# Donkeys and Goats



## Dwite Sharp (Jun 2, 2012)

We have six mammoth donkeys (that we trail ride) the smallest a 13.5 hand Jenny (Aliza), the biggest a 16.2 hand gelding (Jaxon). All our donkeys are in with goats (73). Two different pastures, this has been the case for over ten years. Donkeys can make excellent guardians for numerous animals. The only time we ever had a problem was years ago when "Jaxon" was an intact Jack. When the testosterone was flowing he might get a little rough with some of the "Boys". We neutered him and this behavior stopped within a few months. We have never seen any rough stuff from any of the other geldings or jennys. I recommend donkeys as guardians for goats, they will run stray dogs and coyotes to the fence line.
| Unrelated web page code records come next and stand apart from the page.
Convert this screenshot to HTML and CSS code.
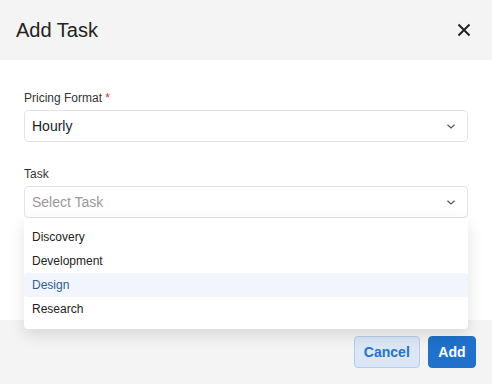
FILE: index.html
```html
<!DOCTYPE html>
<html lang="en">
<head>
    <meta charset="UTF-8">
    <meta name="viewport" content="width=device-width, initial-scale=1.0">
    <title>Add Task</title>
    <link rel="stylesheet" href="styles.css">
</head>
<body>
    <div class="modal">
        <div class="modal-header">
            <h2 class="modal-title">Add Task</h2>
            <button class="close-btn" aria-label="Close">
                <svg width="14" height="14" viewBox="0 0 14 14">
                    <path d="M1.5 1.5 L12.5 12.5 M12.5 1.5 L1.5 12.5" stroke="#222" stroke-width="2" fill="none"/>
                </svg>
            </button>
        </div>
        <div class="modal-body">
            <div class="field">
                <label class="label">Pricing Format <span class="required">*</span></label>
                <div class="select">
                    <span class="select-value">Hourly</span>
                    <svg class="chevron" width="8" height="5" viewBox="0 0 8 5">
                        <path d="M0.5 0.7 L4 4 L7.5 0.7" stroke="#555" stroke-width="1.2" fill="none"/>
                    </svg>
                </div>
            </div>
            <div class="field">
                <label class="label">Task</label>
                <div class="select open">
                    <span class="select-value placeholder">Select Task</span>
                    <svg class="chevron" width="8" height="5" viewBox="0 0 8 5">
                        <path d="M0.5 0.7 L4 4 L7.5 0.7" stroke="#555" stroke-width="1.2" fill="none"/>
                    </svg>
                    <ul class="dropdown">
                        <li class="option">Discovery</li>
                        <li class="option">Development</li>
                        <li class="option active">Design</li>
                        <li class="option">Research</li>
                    </ul>
                </div>
            </div>
        </div>
        <div class="modal-footer">
            <button class="btn btn-secondary">Cancel</button>
            <button class="btn btn-primary">Add</button>
        </div>
    </div>
</body>
</html>
```

FILE: styles.css
```css
body {
    margin: 0;
    font-family: 'Liberation Sans', Arial, sans-serif;
    color: #222;
    background: #fff;
}
.modal {
    width: 492px;
    height: 384px;
    display: flex;
    flex-direction: column;
}
.modal-header {
    height: 60px;
    background: #f4f4f4;
    display: flex;
    align-items: center;
    justify-content: space-between;
    padding: 0 16px;
}
.modal-title {
    margin: 0;
    font-size: 20px;
    font-weight: 400;
    color: #222;
}
.close-btn {
    width: 24px;
    height: 24px;
    padding: 0;
    border: none;
    background: none;
    display: flex;
    align-items: center;
    justify-content: center;
    cursor: pointer;
}
.modal-body {
    flex: 1;
    padding: 30px 24px 0;
    background: #fff;
}
.field {
    margin-bottom: 24px;
}
.label {
    display: block;
    font-size: 12px;
    line-height: 16px;
    margin-bottom: 4px;
    color: #333;
}
.required {
    color: #d93025;
}
.select {
    position: relative;
    height: 32px;
    box-sizing: border-box;
    border: 1px solid #e3e3e3;
    border-radius: 4px;
    display: flex;
    align-items: center;
    justify-content: space-between;
    padding: 0 12px 0 7px;
    font-size: 14px;
}
.select-value {
    color: #222;
}
.placeholder {
    color: #999;
}
.dropdown {
    position: absolute;
    top: 31px;
    left: -1px;
    right: -1px;
    margin: 0;
    padding: 7px 0 8px;
    list-style: none;
    background: #fff;
    border-radius: 0 0 4px 4px;
    box-shadow: 0 6px 16px rgba(0, 0, 0, 0.12);
    z-index: 5;
}
.option {
    height: 24px;
    line-height: 24px;
    padding: 0 8px;
    font-size: 12px;
    color: #222;
    border-radius: 4px;
}
.option.active {
    background: #f2f6fc;
    color: #2d5d93;
}
.modal-footer {
    height: 64px;
    box-sizing: border-box;
    background: #f4f4f4;
    display: flex;
    align-items: center;
    justify-content: flex-end;
    gap: 8px;
    padding: 0 16px;
}
.btn {
    height: 32px;
    padding: 0 9px;
    font-family: inherit;
    font-size: 14px;
    font-weight: 700;
    border-radius: 4px;
    border: 1px solid transparent;
    cursor: pointer;
}
.btn-secondary {
    background: #dbe7f6;
    border-color: #b3cdef;
    color: #2871c5;
}
.btn-primary {
    padding: 0 9.5px;
    background: #1f71cb;
    border-color: #1f71cb;
    color: #fff;
}
```
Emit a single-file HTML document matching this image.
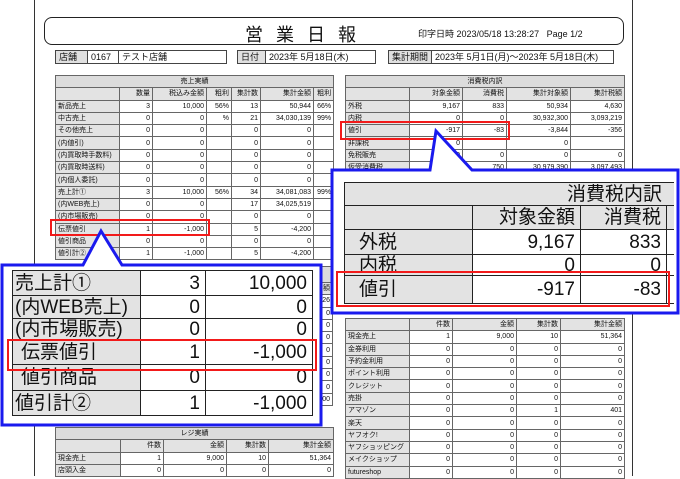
<!DOCTYPE html>
<html><head><meta charset="utf-8"><style>
*{margin:0;padding:0;box-sizing:border-box}
body{width:680px;height:476px;position:relative;overflow:hidden;background:#fff;font-family:"Liberation Sans","Noto Sans CJK JP",sans-serif;color:#111}
.a{position:absolute}
table{border-collapse:collapse;table-layout:fixed;position:absolute}
td{border:1px solid #666;font-size:7px;line-height:1;height:12.3px;padding:0 2px;text-align:right;white-space:nowrap;overflow:hidden}
td.l{background:#e3e3e3;text-align:left}
tr.h td{background:#dcdcdc;text-align:center}
tr.c td{background:#e3e3e3}
.box{border:1px solid #444;font-size:9px;height:14px;line-height:12px;padding-left:3px;white-space:nowrap}
.g{background:#e0e0e0}
.big td{font-size:19px;padding:0 5px;border:1.5px solid #222}
.big td.l{text-align:left}
.red{position:absolute;border:2.5px solid #f21a1a}
</style></head><body>
<div class="a" style="left:34px;top:0;width:599px;height:476px;border-left:1px solid #333;border-right:1px solid #333"></div>
<div class="a" style="left:44px;top:17px;width:580px;height:28px;border:1px solid #222;border-radius:8px"></div>
<div class="a" style="left:245px;top:21px;font-size:18px;letter-spacing:13px">営業日報</div>
<div class="a" style="left:418px;top:27px;font-size:9px">印字日時 2023/05/18 13:28:27 &nbsp; Page 1/2</div>

<div class="a box g" style="left:55px;top:50px;width:33px">店舗</div>
<div class="a box" style="left:87px;top:50px;width:32px">0167</div>
<div class="a box" style="left:118px;top:50px;width:109px">テスト店舗</div>
<div class="a box g" style="left:237px;top:50px;width:29px">日付</div>
<div class="a box" style="left:265px;top:50px;width:111px">2023年 5月18日(木)</div>
<div class="a box g" style="left:388px;top:50px;width:44px">集計期間</div>
<div class="a box" style="left:431px;top:50px;width:183px">2023年 5月1日(月)～2023年 5月18日(木)</div>

<table style="left:55px;top:75px;width:278px">
<col style="width:64px"><col style="width:33px"><col style="width:54px"><col style="width:25px"><col style="width:29px"><col style="width:53px"><col style="width:20px">
<tr class="h"><td colspan="7">売上実績</td></tr>
<tr class="c"><td></td><td>数量</td><td>税込み金額</td><td>粗利</td><td>集計数</td><td>集計金額</td><td>粗利</td></tr>
<tr><td class="l">新品売上</td><td>3</td><td>10,000</td><td>56%</td><td>13</td><td>50,944</td><td>66%</td></tr>
<tr><td class="l">中古売上</td><td>0</td><td>0</td><td>%</td><td>21</td><td>34,030,139</td><td>99%</td></tr>
<tr><td class="l">その他売上</td><td>0</td><td>0</td><td></td><td>0</td><td>0</td><td></td></tr>
<tr><td class="l">(内値引)</td><td>0</td><td>0</td><td></td><td>0</td><td>0</td><td></td></tr>
<tr><td class="l">(内買取時手数料)</td><td>0</td><td>0</td><td></td><td>0</td><td>0</td><td></td></tr>
<tr><td class="l">(内買取時送料)</td><td>0</td><td>0</td><td></td><td>0</td><td>0</td><td></td></tr>
<tr><td class="l">(内個人委託)</td><td>0</td><td>0</td><td></td><td>0</td><td>0</td><td></td></tr>
<tr><td class="l">売上計①</td><td>3</td><td>10,000</td><td>56%</td><td>34</td><td>34,081,083</td><td>99%</td></tr>
<tr><td class="l">(内WEB売上)</td><td>0</td><td>0</td><td></td><td>17</td><td>34,025,519</td><td></td></tr>
<tr><td class="l">(内市場販売)</td><td>0</td><td>0</td><td></td><td>0</td><td>0</td><td></td></tr>
<tr><td class="l">伝票値引</td><td>1</td><td>-1,000</td><td></td><td>5</td><td>-4,200</td><td></td></tr>
<tr><td class="l">値引商品</td><td>0</td><td>0</td><td></td><td>0</td><td>0</td><td></td></tr>
<tr><td class="l">値引計②</td><td>1</td><td>-1,000</td><td></td><td>5</td><td>-4,200</td><td></td></tr>
</table>

<table style="left:290px;top:266px;width:43px">
<tr class="h"><td style="height:16px"></td></tr><tr class="c"><td>金額</td></tr>
<tr><td>51,326</td></tr><tr><td>0</td></tr><tr><td>0</td></tr><tr><td>0</td></tr><tr><td>0</td></tr><tr><td>0</td></tr><tr><td>0</td></tr><tr><td>0</td></tr><tr><td>-4,200</td></tr>
</table>

<table style="left:345px;top:75px;width:279px">
<col style="width:64px"><col style="width:53px"><col style="width:44px"><col style="width:64px"><col style="width:54px">
<tr class="h"><td colspan="5">消費税内訳</td></tr>
<tr class="c"><td></td><td>対象金額</td><td>消費税</td><td>集計対象額</td><td>集計税額</td></tr>
<tr><td class="l">外税</td><td>9,167</td><td>833</td><td>50,934</td><td>4,630</td></tr>
<tr><td class="l">内税</td><td>0</td><td>0</td><td>30,932,300</td><td>3,093,219</td></tr>
<tr><td class="l">値引</td><td>-917</td><td>-83</td><td>-3,844</td><td>-356</td></tr>
<tr><td class="l">非課税</td><td>0</td><td></td><td>0</td><td></td></tr>
<tr><td class="l">免税販売</td><td>0</td><td>0</td><td>0</td><td>0</td></tr>
<tr><td class="l">仮受消費税</td><td></td><td>750</td><td>30,979,390</td><td>3,097,493</td></tr>
</table>

<table style="left:345px;top:318px;width:279px">
<col style="width:64px"><col style="width:43px"><col style="width:64px"><col style="width:44px"><col style="width:64px">
<tr class="c"><td></td><td>件数</td><td>金額</td><td>集計数</td><td>集計金額</td></tr>
<tr><td class="l">現金売上</td><td>1</td><td>9,000</td><td>10</td><td>51,364</td></tr>
<tr><td class="l">金券利用</td><td>0</td><td>0</td><td>0</td><td>0</td></tr>
<tr><td class="l">予約金利用</td><td>0</td><td>0</td><td>0</td><td>0</td></tr>
<tr><td class="l">ポイント利用</td><td>0</td><td>0</td><td>0</td><td>0</td></tr>
<tr><td class="l">クレジット</td><td>0</td><td>0</td><td>0</td><td>0</td></tr>
<tr><td class="l">売掛</td><td>0</td><td>0</td><td>0</td><td>0</td></tr>
<tr><td class="l">アマゾン</td><td>0</td><td>0</td><td>1</td><td>401</td></tr>
<tr><td class="l">楽天</td><td>0</td><td>0</td><td>0</td><td>0</td></tr>
<tr><td class="l">ヤフオク!</td><td>0</td><td>0</td><td>0</td><td>0</td></tr>
<tr><td class="l">ヤフショッピング</td><td>0</td><td>0</td><td>0</td><td>0</td></tr>
<tr><td class="l">メイクショップ</td><td>0</td><td>0</td><td>0</td><td>0</td></tr>
<tr><td class="l">futureshop</td><td>0</td><td>0</td><td>0</td><td>0</td></tr>
</table>

<table style="left:55px;top:427px;width:278px">
<col style="width:65px"><col style="width:43px"><col style="width:63px"><col style="width:42px"><col style="width:65px">
<tr class="h"><td colspan="5">レジ実績</td></tr>
<tr class="c"><td></td><td>件数</td><td>金額</td><td>集計数</td><td>集計金額</td></tr>
<tr><td class="l">現金売上</td><td>1</td><td>9,000</td><td>10</td><td>51,364</td></tr>
<tr><td class="l">店頭入金</td><td>0</td><td>0</td><td>0</td><td>0</td></tr>
</table>

<div class="red" style="left:340px;top:121px;width:170px;height:19px"></div>
<div class="red" style="left:50px;top:219px;width:160px;height:17px"></div>

<svg class="a" style="left:0;top:0" width="680" height="476">
<path d="M332 170 H430 L436 131 L472 170 H678 V313 H332 Z" fill="#fff" stroke="#1a1aee" stroke-width="3"/>
<path d="M2 265 H83 L101 231 L122 265 H321 V425 H2 Z" fill="#fff" stroke="#1a1aee" stroke-width="3"/>
</svg>
<div class="a" style="left:344px;top:182px;width:330px;height:122px;overflow:hidden">
<table class="big" style="left:0;top:0;width:360px">
<col style="width:128px"><col style="width:108px"><col style="width:86px"><col style="width:38px">
<tr class="h"><td colspan="4" style="height:23px;text-align:left;padding-left:222px;background:#e3e3e3">消費税内訳</td></tr>
<tr class="c"><td style="height:24px"></td><td style="text-align:right">対象金額</td><td style="text-align:right">消費税</td><td></td></tr>
<tr><td class="l" style="height:25px;padding-left:14px">外税</td><td>9,167</td><td>833</td><td></td></tr>
<tr><td class="l" style="height:21px;padding-left:14px">内税</td><td>0</td><td>0</td><td></td></tr>
<tr><td class="l" style="height:28px;padding-left:14px">値引</td><td>-917</td><td>-83</td><td></td></tr>
<tr><td class="l" style="height:20px"></td><td></td><td></td><td></td></tr>
</table></div>
<div class="red" style="left:336px;top:271px;width:334px;height:36px"></div>

<div class="a" style="left:12px;top:270px;width:301px;height:146px;overflow:hidden">
<table class="big" style="left:0;top:0;width:300px">
<col style="width:128px"><col style="width:65px"><col style="width:107px">
<tr><td class="l" style="height:25px;padding-left:2px">売上計①</td><td>3</td><td>10,000</td></tr>
<tr><td class="l" style="height:23px;padding-left:2px">(内WEB売上)</td><td>0</td><td>0</td></tr>
<tr><td class="l" style="height:22px;padding-left:2px">(内市場販売)</td><td>0</td><td>0</td></tr>
<tr><td class="l" style="height:24px;padding-left:8px">伝票値引</td><td>1</td><td>-1,000</td></tr>
<tr><td class="l" style="height:26px;padding-left:8px">値引商品</td><td>0</td><td>0</td></tr>
<tr><td class="l" style="height:25px;padding-left:2px">値引計②</td><td>1</td><td>-1,000</td></tr>
</table></div>
<div class="red" style="left:7px;top:339px;width:310px;height:32px"></div>
</body></html>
I would not use an intact jack with animals significantly smaller than the donkey. Any donkey that has been abused should be rehabilitated before putting them in with your goats. This should not take long being donkeys are docile creatures by nature (they do not tolerate violence). We currently have 43 working Pack goat wethers that are in with "Jaxon" and another gelding (Festus). The other pasture has does and kids and the other donkeys, along with an Anatolian Shepard (who just killed a coyote in our pasture 2 weeks ago). Leave the Horns on ! posting.php?mode=post&f=13#


----------



## jross (Dec 20, 2008)

Thanks for the valuable info. I have heard of donkeys that had been used guarding sheep and goats being turned loose in TX because drought conditions had made ranchers reduce their flocks, so they didn't need the donkeys anymore. There are many former guard donkeys looking for homes there, apparently.

I have had my goats around mules, horses, and donkeys a few times. These were just camping trips and day trips, and the equines were kept tied up or closely controlled, so it was never a real problem. Once they got over their initial spookiness about the goats, everything went ok. But I never completely trusted them.


----------